Pull every line containing the word "React" from the records.

>> START Source material

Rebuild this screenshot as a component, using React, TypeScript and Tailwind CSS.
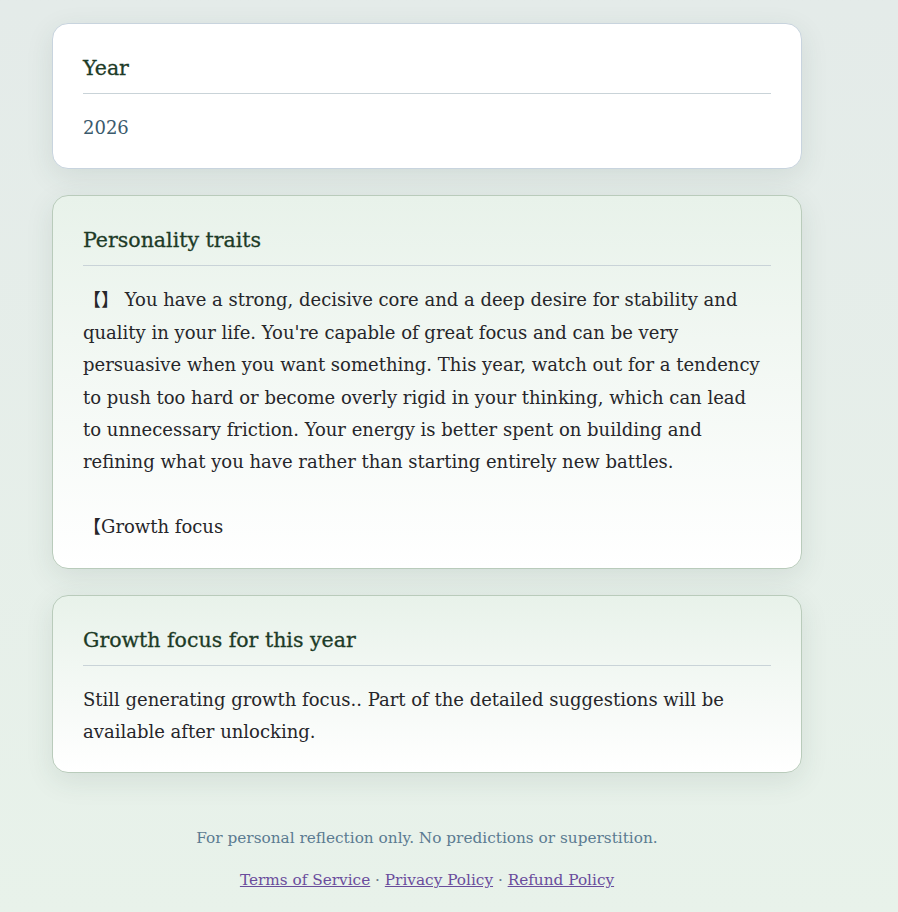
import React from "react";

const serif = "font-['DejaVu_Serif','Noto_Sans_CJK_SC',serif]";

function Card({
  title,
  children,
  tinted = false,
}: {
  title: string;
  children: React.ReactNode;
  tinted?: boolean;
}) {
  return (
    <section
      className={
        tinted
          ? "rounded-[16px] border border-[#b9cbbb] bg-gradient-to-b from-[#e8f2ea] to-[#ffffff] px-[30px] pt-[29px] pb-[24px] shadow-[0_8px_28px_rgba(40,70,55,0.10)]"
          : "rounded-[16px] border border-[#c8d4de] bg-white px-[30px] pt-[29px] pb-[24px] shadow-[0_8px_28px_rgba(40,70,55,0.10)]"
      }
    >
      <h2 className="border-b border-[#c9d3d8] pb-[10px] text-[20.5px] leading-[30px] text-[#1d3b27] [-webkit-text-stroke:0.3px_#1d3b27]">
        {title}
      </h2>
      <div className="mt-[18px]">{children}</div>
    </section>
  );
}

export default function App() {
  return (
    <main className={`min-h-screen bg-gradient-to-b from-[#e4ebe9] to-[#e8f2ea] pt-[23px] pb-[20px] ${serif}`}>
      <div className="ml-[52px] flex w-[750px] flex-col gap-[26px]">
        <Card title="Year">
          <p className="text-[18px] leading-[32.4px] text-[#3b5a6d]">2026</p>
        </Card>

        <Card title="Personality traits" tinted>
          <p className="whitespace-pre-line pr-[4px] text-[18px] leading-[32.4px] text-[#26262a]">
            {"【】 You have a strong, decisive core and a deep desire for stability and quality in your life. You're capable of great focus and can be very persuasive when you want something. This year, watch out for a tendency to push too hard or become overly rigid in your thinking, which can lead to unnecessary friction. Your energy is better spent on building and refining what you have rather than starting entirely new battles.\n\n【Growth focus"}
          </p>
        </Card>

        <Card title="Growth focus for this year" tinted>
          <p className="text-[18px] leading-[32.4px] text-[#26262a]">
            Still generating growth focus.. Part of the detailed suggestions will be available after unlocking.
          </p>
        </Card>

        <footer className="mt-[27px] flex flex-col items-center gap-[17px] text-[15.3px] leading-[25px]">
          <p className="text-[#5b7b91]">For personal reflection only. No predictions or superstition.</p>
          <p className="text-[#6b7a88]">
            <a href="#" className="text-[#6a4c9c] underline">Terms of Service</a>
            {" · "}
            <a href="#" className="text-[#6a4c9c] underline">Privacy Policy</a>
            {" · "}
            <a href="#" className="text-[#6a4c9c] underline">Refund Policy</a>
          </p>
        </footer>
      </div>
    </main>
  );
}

>> END Source material
>> START Source material

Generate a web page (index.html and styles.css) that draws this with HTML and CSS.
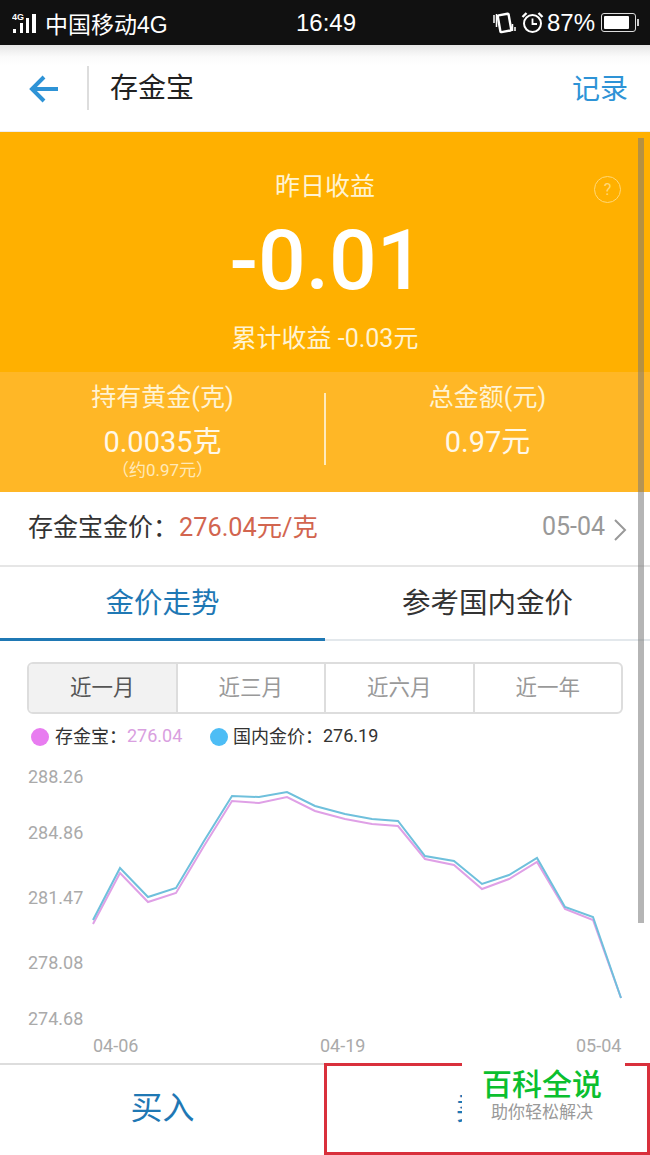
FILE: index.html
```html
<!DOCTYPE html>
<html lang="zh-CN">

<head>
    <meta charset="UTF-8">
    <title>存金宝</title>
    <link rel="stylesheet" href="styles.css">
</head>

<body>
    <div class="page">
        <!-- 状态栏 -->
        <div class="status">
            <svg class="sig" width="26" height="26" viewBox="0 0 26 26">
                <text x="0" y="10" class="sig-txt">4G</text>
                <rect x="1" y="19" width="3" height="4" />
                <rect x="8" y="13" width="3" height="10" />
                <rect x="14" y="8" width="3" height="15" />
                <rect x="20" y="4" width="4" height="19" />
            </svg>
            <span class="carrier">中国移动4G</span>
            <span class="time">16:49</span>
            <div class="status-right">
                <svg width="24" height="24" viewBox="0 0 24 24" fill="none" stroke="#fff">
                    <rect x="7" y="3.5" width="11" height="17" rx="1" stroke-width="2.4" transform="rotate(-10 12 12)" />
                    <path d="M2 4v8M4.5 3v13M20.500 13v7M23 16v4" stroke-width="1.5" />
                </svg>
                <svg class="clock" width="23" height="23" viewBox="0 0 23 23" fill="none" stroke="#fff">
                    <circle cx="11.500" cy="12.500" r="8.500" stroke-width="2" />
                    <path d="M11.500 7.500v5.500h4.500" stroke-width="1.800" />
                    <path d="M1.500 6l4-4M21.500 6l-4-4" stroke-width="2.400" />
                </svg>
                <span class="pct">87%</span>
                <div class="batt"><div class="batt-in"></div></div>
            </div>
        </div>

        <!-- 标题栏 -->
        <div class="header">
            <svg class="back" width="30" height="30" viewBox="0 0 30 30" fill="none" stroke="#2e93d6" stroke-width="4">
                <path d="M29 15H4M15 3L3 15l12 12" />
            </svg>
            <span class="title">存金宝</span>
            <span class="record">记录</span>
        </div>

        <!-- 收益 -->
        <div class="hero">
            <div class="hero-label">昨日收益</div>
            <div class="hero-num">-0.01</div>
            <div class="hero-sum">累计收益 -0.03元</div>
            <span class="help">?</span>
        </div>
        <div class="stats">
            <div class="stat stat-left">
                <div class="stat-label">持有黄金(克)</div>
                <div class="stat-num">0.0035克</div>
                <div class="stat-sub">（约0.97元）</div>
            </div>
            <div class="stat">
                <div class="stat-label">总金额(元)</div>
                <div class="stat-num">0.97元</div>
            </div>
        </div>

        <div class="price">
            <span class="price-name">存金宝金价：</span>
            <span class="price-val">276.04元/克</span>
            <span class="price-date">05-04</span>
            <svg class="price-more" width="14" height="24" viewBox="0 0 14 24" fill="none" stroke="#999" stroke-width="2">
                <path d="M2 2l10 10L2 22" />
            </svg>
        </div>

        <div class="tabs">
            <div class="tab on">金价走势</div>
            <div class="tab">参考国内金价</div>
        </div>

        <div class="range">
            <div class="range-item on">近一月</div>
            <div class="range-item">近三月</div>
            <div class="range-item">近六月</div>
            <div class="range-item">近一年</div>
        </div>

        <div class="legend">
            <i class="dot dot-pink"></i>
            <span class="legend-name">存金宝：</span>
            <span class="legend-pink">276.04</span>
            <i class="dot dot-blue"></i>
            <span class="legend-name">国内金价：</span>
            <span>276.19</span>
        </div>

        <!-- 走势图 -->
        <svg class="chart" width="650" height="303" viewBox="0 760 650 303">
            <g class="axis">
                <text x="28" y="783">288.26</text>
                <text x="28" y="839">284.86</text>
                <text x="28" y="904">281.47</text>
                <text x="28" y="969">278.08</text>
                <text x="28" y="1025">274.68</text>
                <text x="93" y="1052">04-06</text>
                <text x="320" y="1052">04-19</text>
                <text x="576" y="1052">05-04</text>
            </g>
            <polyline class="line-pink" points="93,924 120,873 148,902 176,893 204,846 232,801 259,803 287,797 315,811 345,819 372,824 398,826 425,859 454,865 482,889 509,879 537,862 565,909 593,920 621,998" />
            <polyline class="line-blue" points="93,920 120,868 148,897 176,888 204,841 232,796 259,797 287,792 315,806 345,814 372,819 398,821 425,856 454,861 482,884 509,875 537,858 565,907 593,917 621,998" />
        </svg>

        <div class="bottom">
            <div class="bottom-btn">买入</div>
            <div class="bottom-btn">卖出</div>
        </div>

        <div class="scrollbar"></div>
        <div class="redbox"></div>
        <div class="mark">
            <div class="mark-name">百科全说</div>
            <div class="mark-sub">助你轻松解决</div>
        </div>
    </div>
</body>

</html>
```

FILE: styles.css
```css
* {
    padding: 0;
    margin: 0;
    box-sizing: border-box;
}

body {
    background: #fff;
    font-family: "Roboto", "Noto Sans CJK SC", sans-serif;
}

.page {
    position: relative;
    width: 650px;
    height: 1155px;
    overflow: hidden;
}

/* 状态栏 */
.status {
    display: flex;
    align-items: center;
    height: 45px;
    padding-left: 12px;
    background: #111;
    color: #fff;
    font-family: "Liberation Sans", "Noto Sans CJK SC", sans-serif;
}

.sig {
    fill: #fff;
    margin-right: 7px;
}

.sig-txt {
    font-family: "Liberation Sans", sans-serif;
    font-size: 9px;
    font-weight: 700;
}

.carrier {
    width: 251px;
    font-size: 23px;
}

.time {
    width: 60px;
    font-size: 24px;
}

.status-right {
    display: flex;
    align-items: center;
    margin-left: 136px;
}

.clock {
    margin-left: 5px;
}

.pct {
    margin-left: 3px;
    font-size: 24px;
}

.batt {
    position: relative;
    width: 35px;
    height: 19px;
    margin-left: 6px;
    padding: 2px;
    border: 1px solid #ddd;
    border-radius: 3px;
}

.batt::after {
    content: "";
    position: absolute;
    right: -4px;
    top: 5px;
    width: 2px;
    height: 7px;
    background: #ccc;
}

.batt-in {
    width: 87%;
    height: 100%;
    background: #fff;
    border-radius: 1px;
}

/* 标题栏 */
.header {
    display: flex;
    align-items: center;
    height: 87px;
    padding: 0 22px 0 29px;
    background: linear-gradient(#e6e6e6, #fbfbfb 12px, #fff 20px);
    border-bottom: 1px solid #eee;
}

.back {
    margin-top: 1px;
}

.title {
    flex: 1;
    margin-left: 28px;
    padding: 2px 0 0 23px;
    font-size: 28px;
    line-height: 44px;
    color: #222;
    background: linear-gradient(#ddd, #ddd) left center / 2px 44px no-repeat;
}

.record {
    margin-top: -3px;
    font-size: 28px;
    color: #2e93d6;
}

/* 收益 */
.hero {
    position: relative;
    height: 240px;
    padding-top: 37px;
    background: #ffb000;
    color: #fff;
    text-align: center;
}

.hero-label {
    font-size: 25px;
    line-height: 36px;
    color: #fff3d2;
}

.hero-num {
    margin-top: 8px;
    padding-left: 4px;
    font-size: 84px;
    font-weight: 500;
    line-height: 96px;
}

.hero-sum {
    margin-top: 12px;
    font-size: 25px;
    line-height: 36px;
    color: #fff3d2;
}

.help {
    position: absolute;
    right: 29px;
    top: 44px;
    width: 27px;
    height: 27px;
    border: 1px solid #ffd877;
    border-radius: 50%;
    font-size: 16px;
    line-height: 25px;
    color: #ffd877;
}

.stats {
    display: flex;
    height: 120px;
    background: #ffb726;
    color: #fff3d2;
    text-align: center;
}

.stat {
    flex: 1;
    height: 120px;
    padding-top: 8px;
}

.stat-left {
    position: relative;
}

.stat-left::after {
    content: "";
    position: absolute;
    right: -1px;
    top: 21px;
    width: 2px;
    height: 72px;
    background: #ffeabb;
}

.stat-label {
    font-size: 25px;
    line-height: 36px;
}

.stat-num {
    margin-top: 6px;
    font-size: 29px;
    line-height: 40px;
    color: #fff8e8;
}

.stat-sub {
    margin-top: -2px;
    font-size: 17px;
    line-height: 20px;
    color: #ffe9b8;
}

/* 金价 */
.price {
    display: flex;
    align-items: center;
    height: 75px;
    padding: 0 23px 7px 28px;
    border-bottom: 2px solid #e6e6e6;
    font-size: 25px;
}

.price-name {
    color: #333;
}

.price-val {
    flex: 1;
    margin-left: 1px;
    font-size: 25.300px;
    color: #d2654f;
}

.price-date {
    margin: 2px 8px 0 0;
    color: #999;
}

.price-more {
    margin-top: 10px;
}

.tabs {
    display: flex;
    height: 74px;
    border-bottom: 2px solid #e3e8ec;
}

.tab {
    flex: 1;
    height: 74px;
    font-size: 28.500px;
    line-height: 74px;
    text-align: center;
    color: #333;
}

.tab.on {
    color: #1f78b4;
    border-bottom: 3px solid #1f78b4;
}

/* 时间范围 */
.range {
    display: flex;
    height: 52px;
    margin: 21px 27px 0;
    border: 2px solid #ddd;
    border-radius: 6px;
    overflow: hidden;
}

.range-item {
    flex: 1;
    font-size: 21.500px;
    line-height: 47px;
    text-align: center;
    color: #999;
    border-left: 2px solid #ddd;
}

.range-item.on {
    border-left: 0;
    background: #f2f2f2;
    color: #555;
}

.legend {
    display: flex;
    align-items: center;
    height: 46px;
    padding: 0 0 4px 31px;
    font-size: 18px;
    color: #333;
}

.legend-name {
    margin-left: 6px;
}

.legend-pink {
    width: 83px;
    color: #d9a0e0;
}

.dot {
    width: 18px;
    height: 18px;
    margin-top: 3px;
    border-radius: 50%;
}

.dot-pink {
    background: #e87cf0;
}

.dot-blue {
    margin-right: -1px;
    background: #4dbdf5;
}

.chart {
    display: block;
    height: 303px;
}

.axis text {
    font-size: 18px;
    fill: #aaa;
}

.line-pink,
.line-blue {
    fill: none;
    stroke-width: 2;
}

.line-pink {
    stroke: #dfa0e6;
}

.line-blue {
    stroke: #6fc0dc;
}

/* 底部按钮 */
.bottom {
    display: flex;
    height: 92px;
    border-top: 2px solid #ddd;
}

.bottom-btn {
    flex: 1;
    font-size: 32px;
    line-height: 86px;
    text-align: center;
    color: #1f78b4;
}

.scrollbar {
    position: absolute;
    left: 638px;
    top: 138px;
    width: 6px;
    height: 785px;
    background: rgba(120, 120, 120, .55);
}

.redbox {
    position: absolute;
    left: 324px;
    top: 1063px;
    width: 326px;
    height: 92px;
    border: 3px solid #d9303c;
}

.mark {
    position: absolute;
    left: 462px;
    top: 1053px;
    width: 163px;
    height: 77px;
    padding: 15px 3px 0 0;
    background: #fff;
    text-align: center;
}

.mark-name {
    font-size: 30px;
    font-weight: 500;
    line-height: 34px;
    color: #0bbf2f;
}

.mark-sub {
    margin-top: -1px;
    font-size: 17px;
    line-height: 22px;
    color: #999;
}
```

>> END Source material

Correct result:
Rebuild this screenshot as a component, using React, TypeScript and Tailwind CSS.
import React from "react";
  children: React.ReactNode;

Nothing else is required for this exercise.